• Given instruction:
In this exercise, return the whole listing exactly, excluding any images.

## start Supplied information

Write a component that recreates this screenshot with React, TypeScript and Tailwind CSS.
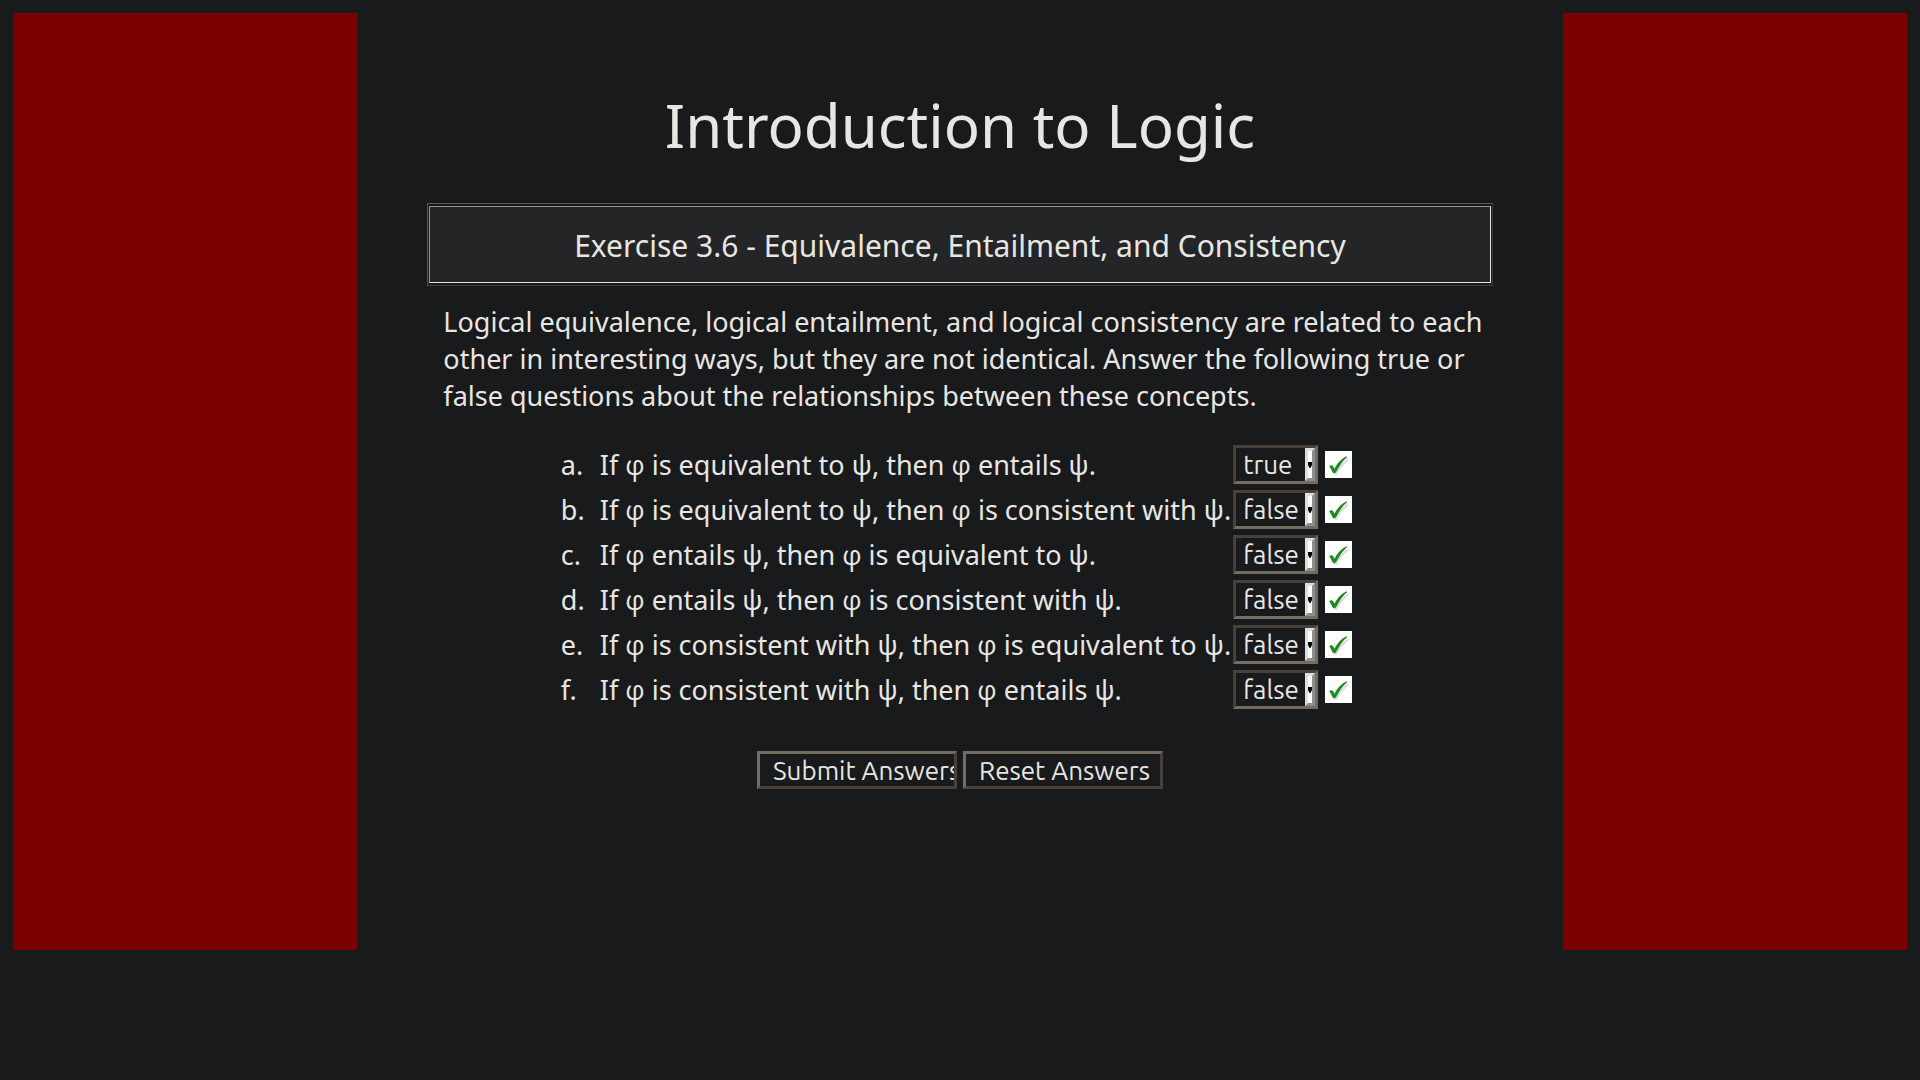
import { Fragment, useState } from "react";

const questions = [
  { id: "a", text: "If φ is equivalent to ψ, then φ entails ψ.", answer: "true" },
  { id: "b", text: "If φ is equivalent to ψ, then φ is consistent with ψ.", answer: "false" },
  { id: "c", text: "If φ entails ψ, then φ is equivalent to ψ.", answer: "false" },
  { id: "d", text: "If φ entails ψ, then φ is consistent with ψ.", answer: "false" },
  { id: "e", text: "If φ is consistent with ψ, then φ is equivalent to ψ.", answer: "false" },
  { id: "f", text: "If φ is consistent with ψ, then φ entails ψ.", answer: "false" },
];

/* Open Sans has the looped form of phi; Noto Sans draws the stroked one. */
function Formula({ text }: { text: string }) {
  return (
    <>
      {text.split("φ").map((part, i) => (
        <Fragment key={i}>
          {i > 0 && <span className="font-['Open_Sans',sans-serif]">φ</span>}
          {part}
        </Fragment>
      ))}
    </>
  );
}

function CheckMark() {
  return (
    <svg viewBox="0 0 27 27" className="block size-[27px] bg-white" role="img" aria-label="Correct">
      <path d="M8 22 C12 17 16 12 23 7.5 L23 10 C18 14 14 19 12.5 23 C11 24.5 9.5 24 8 22 Z" fill="#e3d9e3" />
      <path
        d="M4.3 15.2 C5.5 13.8 7.6 14.2 8.4 15.8 L9.4 17.8 C12 12.5 16 7.8 21.6 5.2 L22 6.2 C17.5 10 14.2 15 11.3 20.8 C10.3 22.7 8.2 22.8 7.3 20.8 C6.4 18.6 5.5 17 4.3 15.2 Z"
        fill="#1d8a1d"
      />
    </svg>
  );
}

function AnswerSelect({ id, value, onChange }: { id: string; value: string; onChange: (v: string) => void }) {
  return (
    <div className="relative w-[85px]">
      <select
        id={id}
        value={value}
        onChange={(e) => onChange(e.target.value)}
        className="block h-[39px] w-full appearance-none border-3 border-t-[#494139] border-r-[#756b5e] border-b-[#756b5e] border-l-[#494139] bg-[#181a1b] pl-[7px] font-['Ubuntu','Noto_Sans',sans-serif] text-[26px] leading-[33px] text-[#e8e6e3]"
      >
        <option value="true">true</option>
        <option value="false">false</option>
      </select>
      <span className="pointer-events-none absolute inset-y-[3px] right-[3px] flex w-[10px] items-center justify-end overflow-hidden border-3 border-t-[#dedede] border-r-[#8d8d8d] border-b-[#8d8d8d] border-l-[#dedede] bg-white">
        <svg viewBox="0 0 4 8" className="h-2 w-1 shrink-0" aria-hidden="true">
          <path d="M0 1 H4 V4 L2.5 7 H1.5 L0 4 Z" fill="#000" />
        </svg>
      </span>
    </div>
  );
}

const buttonClass =
  "h-[38px] w-[200px] overflow-hidden border-3 border-t-[#756b5e] border-r-[#494139] border-b-[#494139] border-l-[#756b5e] px-[13px] pt-[2px] text-left font-['Ubuntu','Noto_Sans',sans-serif] text-[26px] leading-[30px] whitespace-nowrap";

export default function App() {
  const [answers, setAnswers] = useState<Record<string, string>>(
    Object.fromEntries(questions.map((q) => [q.id, q.answer])),
  );

  return (
    <div className="min-h-screen bg-[#181a1b] p-[13px] font-['Noto_Sans',sans-serif] text-[27px] leading-[37px] text-[#e8e6e3]">
      <div className="grid grid-cols-[2fr_7fr_2fr]">
        <div className="bg-[#7a0000]" />
        <main className="px-[70px] pt-[71px] pb-[161px]">
          <h1 className="text-center text-[60px] leading-[82px]">Introduction to Logic</h1>
          <header className="mt-[37px] border border-t-[#545a5e] border-r-[#3b4043] border-b-[#3b4043] border-l-[#545a5e] bg-[#181a1b] px-px py-[2px]">
            <h2 className="border border-t-[#9c9488] border-r-[#e8e6e3] border-b-[#e8e6e3] border-l-[#9c9488] bg-[#232526] pt-[18px] pb-[16px] text-center text-[30px] leading-[41px]">
              Exercise 3.6 - Equivalence, Entailment, and Consistency
            </h2>
          </header>
          <p className="mt-[17px] pr-2 pl-4">
            Logical equivalence, logical entailment, and logical consistency are related to each other in
            interesting ways, but they are not identical. Answer the following true or false questions about the
            relationships between these concepts.
          </p>
          <form onSubmit={(e) => e.preventDefault()}>
            <table className="mx-auto mt-[28px]">
              <tbody>
                {questions.map((q) => (
                  <tr key={q.id} className="h-[45px]">
                    <td className="w-[39px] p-0">{q.id}.</td>
                    <td className="p-0 pr-[2px] whitespace-nowrap">
                      <label htmlFor={`answer-${q.id}`}>
                        <Formula text={q.text} />
                      </label>
                    </td>
                    <td className="p-0 pr-[7px]">
                      <AnswerSelect
                        id={`answer-${q.id}`}
                        value={answers[q.id]}
                        onChange={(v) => setAnswers({ ...answers, [q.id]: v })}
                      />
                    </td>
                    <td className="p-0 pr-[7px]">
                      <CheckMark />
                    </td>
                  </tr>
                ))}
              </tbody>
            </table>
            <div className="mt-[39px] flex justify-center gap-[6px]">
              <button type="submit" className={buttonClass}>
                Submit Answers
              </button>
              <button type="reset" className={buttonClass}>
                Reset Answers
              </button>
            </div>
          </form>
        </main>
        <div className="bg-[#7a0000]" />
      </div>
    </div>
  );
}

## end Supplied information

• Result of this exercise:
Write a component that recreates this screenshot with React, TypeScript and Tailwind CSS.
import { Fragment, useState } from "react";

const questions = [
  { id: "a", text: "If φ is equivalent to ψ, then φ entails ψ.", answer: "true" },
  { id: "b", text: "If φ is equivalent to ψ, then φ is consistent with ψ.", answer: "false" },
  { id: "c", text: "If φ entails ψ, then φ is equivalent to ψ.", answer: "false" },
  { id: "d", text: "If φ entails ψ, then φ is consistent with ψ.", answer: "false" },
  { id: "e", text: "If φ is consistent with ψ, then φ is equivalent to ψ.", answer: "false" },
  { id: "f", text: "If φ is consistent with ψ, then φ entails ψ.", answer: "false" },
];

/* Open Sans has the looped form of phi; Noto Sans draws the stroked one. */
function Formula({ text }: { text: string }) {
  return (
    <>
      {text.split("φ").map((part, i) => (
        <Fragment key={i}>
          {i > 0 && <span className="font-['Open_Sans',sans-serif]">φ</span>}
          {part}
        </Fragment>
      ))}
    </>
  );
}

function CheckMark() {
  return (
    <svg viewBox="0 0 27 27" className="block size-[27px] bg-white" role="img" aria-label="Correct">
      <path d="M8 22 C12 17 16 12 23 7.5 L23 10 C18 14 14 19 12.5 23 C11 24.5 9.5 24 8 22 Z" fill="#e3d9e3" />
      <path
        d="M4.3 15.2 C5.5 13.8 7.6 14.2 8.4 15.8 L9.4 17.8 C12 12.5 16 7.8 21.6 5.2 L22 6.2 C17.5 10 14.2 15 11.3 20.8 C10.3 22.7 8.2 22.8 7.3 20.8 C6.4 18.6 5.5 17 4.3 15.2 Z"
        fill="#1d8a1d"
      />
    </svg>
  );
}

function AnswerSelect({ id, value, onChange }: { id: string; value: string; onChange: (v: string) => void }) {
  return (
    <div className="relative w-[85px]">
      <select
        id={id}
        value={value}
        onChange={(e) => onChange(e.target.value)}
        className="block h-[39px] w-full appearance-none border-3 border-t-[#494139] border-r-[#756b5e] border-b-[#756b5e] border-l-[#494139] bg-[#181a1b] pl-[7px] font-['Ubuntu','Noto_Sans',sans-serif] text-[26px] leading-[33px] text-[#e8e6e3]"
      >
        <option value="true">true</option>
        <option value="false">false</option>
      </select>
      <span className="pointer-events-none absolute inset-y-[3px] right-[3px] flex w-[10px] items-center justify-end overflow-hidden border-3 border-t-[#dedede] border-r-[#8d8d8d] border-b-[#8d8d8d] border-l-[#dedede] bg-white">
        <svg viewBox="0 0 4 8" className="h-2 w-1 shrink-0" aria-hidden="true">
          <path d="M0 1 H4 V4 L2.5 7 H1.5 L0 4 Z" fill="#000" />
        </svg>
      </span>
    </div>
  );
}

const buttonClass =
  "h-[38px] w-[200px] overflow-hidden border-3 border-t-[#756b5e] border-r-[#494139] border-b-[#494139] border-l-[#756b5e] px-[13px] pt-[2px] text-left font-['Ubuntu','Noto_Sans',sans-serif] text-[26px] leading-[30px] whitespace-nowrap";

export default function App() {
  const [answers, setAnswers] = useState<Record<string, string>>(
    Object.fromEntries(questions.map((q) => [q.id, q.answer])),
  );

  return (
    <div className="min-h-screen bg-[#181a1b] p-[13px] font-['Noto_Sans',sans-serif] text-[27px] leading-[37px] text-[#e8e6e3]">
      <div className="grid grid-cols-[2fr_7fr_2fr]">
        <div className="bg-[#7a0000]" />
        <main className="px-[70px] pt-[71px] pb-[161px]">
          <h1 className="text-center text-[60px] leading-[82px]">Introduction to Logic</h1>
          <header className="mt-[37px] border border-t-[#545a5e] border-r-[#3b4043] border-b-[#3b4043] border-l-[#545a5e] bg-[#181a1b] px-px py-[2px]">
            <h2 className="border border-t-[#9c9488] border-r-[#e8e6e3] border-b-[#e8e6e3] border-l-[#9c9488] bg-[#232526] pt-[18px] pb-[16px] text-center text-[30px] leading-[41px]">
              Exercise 3.6 - Equivalence, Entailment, and Consistency
            </h2>
          </header>
          <p className="mt-[17px] pr-2 pl-4">
            Logical equivalence, logical entailment, and logical consistency are related to each other in
            interesting ways, but they are not identical. Answer the following true or false questions about the
            relationships between these concepts.
          </p>
          <form onSubmit={(e) => e.preventDefault()}>
            <table className="mx-auto mt-[28px]">
              <tbody>
                {questions.map((q) => (
                  <tr key={q.id} className="h-[45px]">
                    <td className="w-[39px] p-0">{q.id}.</td>
                    <td className="p-0 pr-[2px] whitespace-nowrap">
                      <label htmlFor={`answer-${q.id}`}>
                        <Formula text={q.text} />
                      </label>
                    </td>
                    <td className="p-0 pr-[7px]">
                      <AnswerSelect
                        id={`answer-${q.id}`}
                        value={answers[q.id]}
                        onChange={(v) => setAnswers({ ...answers, [q.id]: v })}
                      />
                    </td>
                    <td className="p-0 pr-[7px]">
                      <CheckMark />
                    </td>
                  </tr>
                ))}
              </tbody>
            </table>
            <div className="mt-[39px] flex justify-center gap-[6px]">
              <button type="submit" className={buttonClass}>
                Submit Answers
              </button>
              <button type="reset" className={buttonClass}>
                Reset Answers
              </button>
            </div>
          </form>
        </main>
        <div className="bg-[#7a0000]" />
      </div>
    </div>
  );
}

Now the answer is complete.